> [Aim of the task] Copy out the lines that include the word "styles".

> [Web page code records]

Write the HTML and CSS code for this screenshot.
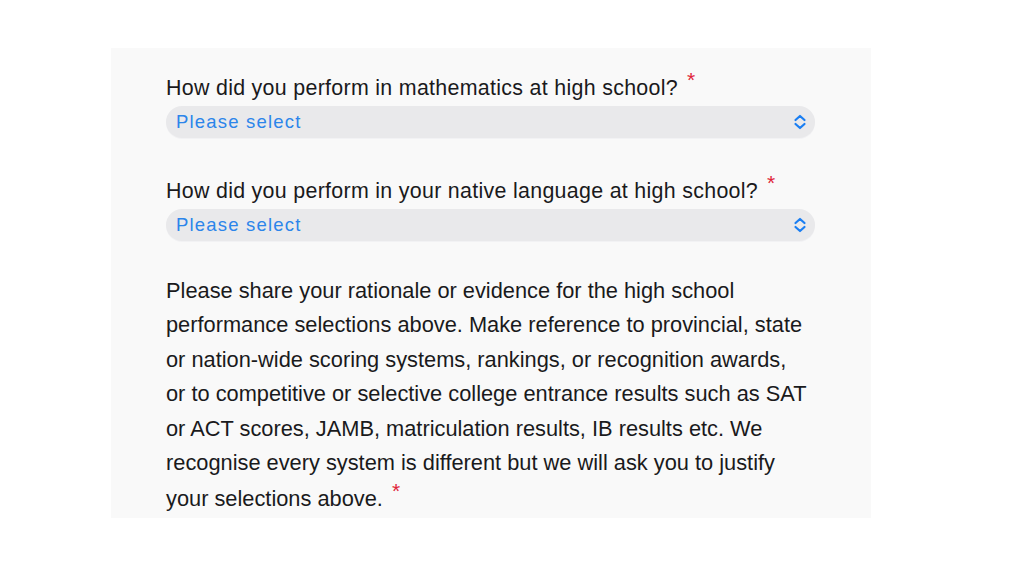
FILE: index.html
```html
<!DOCTYPE html>
<html>
<head>
<meta charset="utf-8">
<link rel="stylesheet" href="styles.css">
</head>
<body>
<div class="panel">
  <div class="field">
    <label class="label">How did you perform in mathematics at high school?<span class="req">*</span></label>
    <div class="select">
      <span class="placeholder">Please select</span>
      <svg class="chev" width="14" height="16" viewBox="0 0 14 16"><path d="M2.5 6 L7 2 L11.5 6 M2.5 10 L7 14 L11.5 10" fill="none" stroke="#1a7ef2" stroke-width="2.2" stroke-linecap="round" stroke-linejoin="round"/></svg>
    </div>
  </div>
  <div class="field">
    <label class="label">How did you perform in your native language at high school?<span class="req">*</span></label>
    <div class="select">
      <span class="placeholder">Please select</span>
      <svg class="chev" width="14" height="16" viewBox="0 0 14 16"><path d="M2.5 6 L7 2 L11.5 6 M2.5 10 L7 14 L11.5 10" fill="none" stroke="#1a7ef2" stroke-width="2.2" stroke-linecap="round" stroke-linejoin="round"/></svg>
    </div>
  </div>
  <p class="para">Please share your rationale or evidence for the high school<br>performance selections above. Make reference to provincial, state<br>or nation-wide scoring systems, rankings, or recognition awards,<br>or to competitive or selective college entrance results such as SAT<br>or ACT scores, JAMB, matriculation results, IB results etc. We<br>recognise every system is different but we will ask you to justify<br>your selections above.<span class="req">*</span></p>
</div>
</body>
</html>
```

FILE: styles.css
```css
html, body {
  margin: 0;
  padding: 0;
  background: #ffffff;
}
body {
  font-family: "Liberation Sans", Arial, sans-serif;
  color: #1a1a1c;
}
.panel {
  margin-left: 111px;
  margin-top: 48px;
  width: 649px;
  height: 470px;
  padding: 0 56px 0 55px;
  background: #f9f9f9;
  display: flex;
  flex-direction: column;
  overflow: hidden;
}
.field {
  display: flex;
  flex-direction: column;
}
.field:first-child {
  padding-top: 26px;
}
.field + .field {
  margin-top: 39px;
}
.label {
  display: block;
  font-size: 21.4px;
  letter-spacing: 0.3px;
  line-height: 24px;
  height: 30px;
  padding-top: 2px;
  white-space: nowrap;
}
.req {
  color: #e0243a;
  font-size: 21px;
  line-height: 1;
  letter-spacing: 0;
  margin-left: 9px;
  position: relative;
  top: -8px;
}
.select {
  height: 32px;
  border-radius: 16px;
  background: #e9e9eb;
  box-shadow: 0 1px 0 #f2f2f4;
  display: flex;
  align-items: center;
  justify-content: space-between;
  padding: 0 8px 0 10px;
}
.placeholder {
  color: #2c85ea;
  font-size: 18.5px;
  letter-spacing: 1.2px;
}
.chev {
  display: block;
}
.para {
  margin: 33px 0 0 0;
  font-size: 21.8px;
  line-height: 34.4px;
  white-space: nowrap;
}
.para .req {
  margin-left: 9px;
  position: static;
  vertical-align: 8px;
}
```
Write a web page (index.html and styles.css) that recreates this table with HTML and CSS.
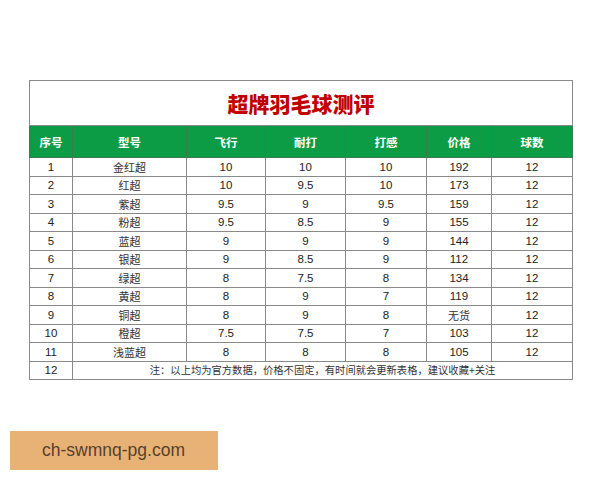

> [Finished exercise]
<link rel="stylesheet" href="styles.css">
FILE: styles.css
Write a web page (index.html and styles.css) that recreates this table with HTML and CSS.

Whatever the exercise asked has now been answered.